As for another smug bastard, only me I'm afraid... I've done this thing to death, although... maybe Kate will have a couple of things to say...

As for Dalek, he's only got a couple more statements to make before going home (Dalek and Borg strip, not Skaro)

Sniffy said...

Well, nothing unexpected from Dave's answers then. I'm surprised he bothered at all. I like the way he dodged the ones from Faltanus and Ed, and everybody else for that matter.

Herge, thank YOU for bringing Dave to us. It's not as if my blood pressure isn't high enough without reading his daily dose of wisdom.

Herge Smith said...

I must admit, I kinda wished I hadn't done this bit, but wheels were in motion...

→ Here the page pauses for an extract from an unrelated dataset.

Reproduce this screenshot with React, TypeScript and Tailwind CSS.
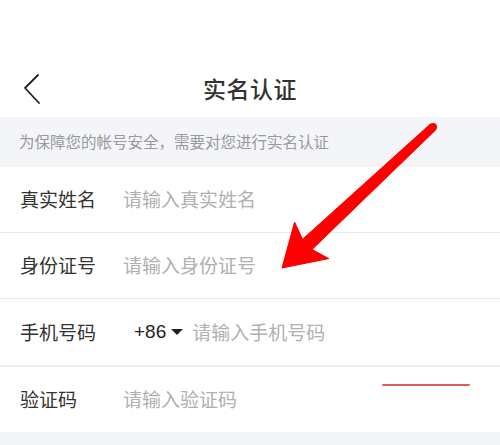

I might do a HAL 9000 follow up, or, and this is more likely, some vicious killing of celebrities and alternative news stories... it's just so boring post election.

I have an ID card thing, but it's not that fab.

Herge Smith said...

Well Casaaqua, Dave will be leaving us sortly, but his back catalogue of sage like comments are always available in the Angry Chimp archives

As for suggesting people for orbits - suggest away - if I particularly dislike the person I will end their life for you all.

I'm good like that.

Ship Creak said...

I think the cast of Home and Away should meet their doom, one by one, at the hands of Angry Chump.

Ship Creak said...

Ahem, I beg your pardon - that would be "at the hands of Angry Chimp".

Please accept my sincerest apologies. First round is on me if you can be bothered to get off your arse and come down the pub...

Anonymous said...

Sorry I didn't join in, but the only question I could think of was "Why does everyone take an instant dislike to Dave?", and I already know the answer, "Because it saves time."

Gareth said...

'Torque'?

I can assure you that this Brit is not for turning.

My other guise is Gareth at the CEP BTW, cheers for the link.

Herge Smith said...

Toque, sorry about the Torque - think I got it right in the links though,

this brit is by no means for turning.